Instruction: Repeat the material exactly from its first line to the line that includes "import React from". Skip pictures.
--------------------------------------------------
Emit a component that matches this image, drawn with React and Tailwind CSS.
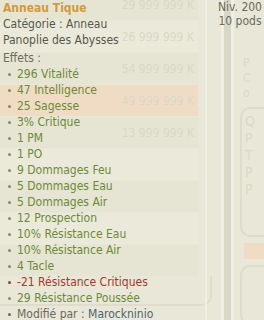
import React from "react";

const effects = [
  { t: "296 Vitalité", c: "green" },
  { t: "47 Intelligence", c: "green" },
  { t: "25 Sagesse", c: "green" },
  { t: "3% Critique", c: "green" },
  { t: "1 PM", c: "green" },
  { t: "1 PO", c: "green" },
  { t: "9 Dommages Feu", c: "green" },
  { t: "5 Dommages Eau", c: "green" },
  { t: "5 Dommages Air", c: "green" },
  { t: "12 Prospection", c: "green" },
  { t: "10% Résistance Eau", c: "green" },
  { t: "10% Résistance Air", c: "green" },
  { t: "4 Tacle", c: "green" },
  { t: "-21 Résistance Critiques", c: "red" },
  { t: "29 Résistance Poussée", c: "green" },
];

const rows = [
  { p: "29 999 999 K", bg: "bg-[#e6e4d2]" },
  { p: "26 999 999 K", bg: "bg-[#ebe9da]" },
  { p: "54 999 999 K", bg: "bg-[#e6e4d2]" },
  { p: "49 999 999 K", bg: "bg-[#f0dcc4]" },
  { p: "13 999 999 K", bg: "bg-[#e6e4d2]" },
  { p: "", bg: "bg-[#ebe9da]" },
  { p: "", bg: "bg-[#e6e4d2]" },
  { p: "", bg: "bg-[#ebe9da]" },
  { p: "", bg: "bg-[#e6e4d2]" },
];

export default function App() {
  return (
    <div
      className="relative w-[264px] h-[320px] overflow-hidden bg-[#e9e7d8]"
      style={{ fontFamily: '"DejaVu Sans Condensed", "DejaVu Sans", Verdana, sans-serif' }}
    >
      {/* faint background UI */}
      <div className="flex h-full">
        <div className="w-[205px] flex flex-col -mt-[11px]">
          <div className="w-[198px] flex flex-col gap-[1px]">
            {rows.map((r, i) => (
              <div
                key={i}
                className={`h-[31px] shrink-0 flex items-center justify-end pr-[4px] text-[12px] text-[#dbd8c6] ${r.bg}`}
              >
                {r.p}
              </div>
            ))}
          </div>
          <div className="h-[30px] shrink-0 w-[212px] rounded-br-[10px] border-b-2 border-r-2 border-[#dedccb]" />
        </div>
        <div className="w-[2px] bg-[#f1efe3]" />
        <div className="w-[14px]" />
        <div className="w-[3px] bg-[#f1efe3]" />
        <div className="w-[7px] bg-[#d9d7c6]" />
        <div className="w-[3px] bg-[#f1efe3]" />
        <div className="flex-1 pl-[6px] pt-[56px] flex flex-col gap-[6px]">
          <div className="pl-[3px] text-[12px] leading-[15px] text-[#dcd9c8]">
            <div>P</div>
            <div>C</div>
            <div>o</div>
          </div>
          <div className="h-[130px] shrink-0 rounded-l-[10px] border-2 border-r-0 border-[#dedccb] pl-[3px] pt-[4px] text-[14px] leading-[17px] text-[#dcd9c8]">
            <div>Q</div>
            <div>P</div>
            <div>T</div>
            <div>P</div>
            <div>P</div>
          </div>
          <div className="h-[16px] shrink-0 bg-[#f0dcc4] ml-[4px]" />
          <div className="h-[60px] shrink-0 rounded-l-[10px] border-2 border-r-0 border-[#dedccb]" />
        </div>
      </div>

      {/* tooltip */}
      <div className="absolute left-[3px] top-0 text-[12px] leading-[16px]">
        <div className="font-bold text-[#d09b3e]">Anneau Tique</div>
        <div className="text-[#57574c]">Catégorie : Anneau</div>
        <div className="text-[#57574c]">Panoplie des Abysses</div>
        <div className="text-[#6d6d5f] mt-[2px]">Effets :</div>
        <ul className="ml-[5px]">
          {effects.map((e, i) => (
            <li key={i} className="flex items-center">
              <span
                className={`w-[3px] h-[3px] rounded-full mr-[6px] ${
                  e.c === "red" ? "bg-[#a33a2c]" : "bg-[#7a925a]"
                }`}
              />
              <span className={e.c === "red" ? "text-[#a33a2c]" : "text-[#6c8a3c]"}>{e.t}</span>
            </li>
          ))}
          <li className="flex items-center">
            <span className="w-[3px] h-[3px] rounded-full mr-[6px] bg-[#6a6a5e]" />
            <span className="text-[#6a6a5e] whitespace-pre">Modifié par : </span>
            <span className="text-[#4e6570]">Marockninio</span>
          </li>
        </ul>
      </div>

      <div className="absolute right-[2px] top-0 text-[12px] leading-[14px] text-[#6a6a5a] text-center">
        <div>Niv. 200</div>
        <div>10 pods</div>
      </div>
    </div>
  );
}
--------------------------------------------------
Response to the exercise:
Emit a component that matches this image, drawn with React and Tailwind CSS.
import React from "react";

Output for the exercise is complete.